High-Fidelity Music Vocoder using Neural Audio Codecs
Luca A. Lanzendörfer, Florian Grötschla, Michael Ungersböck, Roger Wattenhofer
TL;DR
This work tackles high-fidelity polyphonic music synthesis from mel spectrograms by introducing DisCoder, a GAN-based encoder–decoder that maps mel features into the Descript Audio Codec latent space and reconstructs audio via a fine-tuned DAC decoder. The training uses a two-stage strategy: first align the encoder with the DAC latent space, then remove the constraint and add a skip connection to preserve initial mel information. DisCoder achieves state-of-the-art results on music objective metrics and MUSHRA listening tests, while remaining competitive for speech, highlighting its potential as a universal vocoder. The approach combines neural vocoder techniques with neural audio codecs to produce high-quality 44.1 kHz audio and provides publicly available code and checkpoints for reproducibility and broader applications.
Abstract
While neural vocoders have made significant progress in high-fidelity speech synthesis, their application on polyphonic music has remained underexplored.
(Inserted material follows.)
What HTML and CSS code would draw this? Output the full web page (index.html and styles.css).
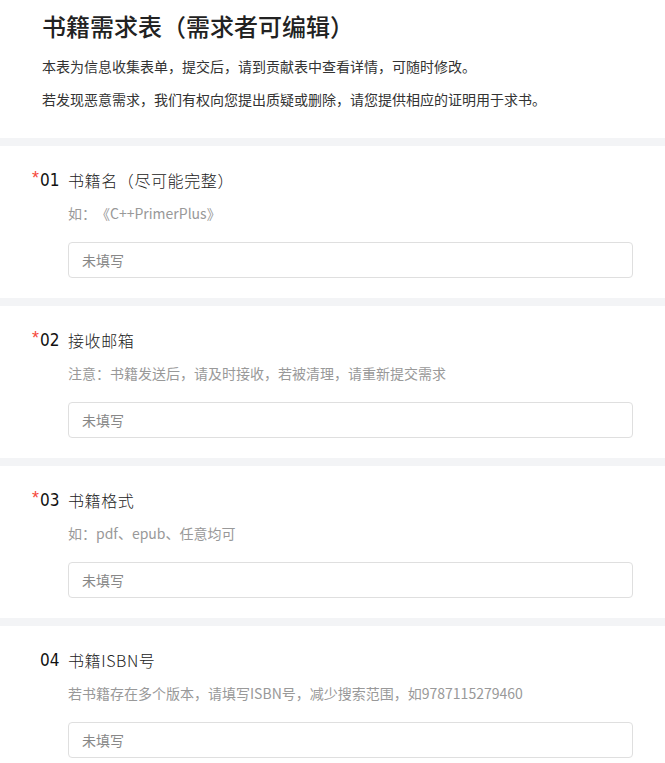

In this work, we propose DisCoder, a neural vocoder that leverages a generative adversarial encoder-decoder architecture informed by a neural audio codec to reconstruct high-fidelity 44.1 kHz audio from mel spectrograms. Our approach first transforms the mel spectrogram into a lower-dimensional representation aligned with the Descript Audio Codec (DAC) latent space before reconstructing it to an audio signal using a fine-tuned DAC decoder. DisCoder achieves state-of-the-art performance in music synthesis on several objective metrics and in a MUSHRA listening study. Our approach also shows competitive performance in speech synthesis, highlighting its potential as a universal vocoder.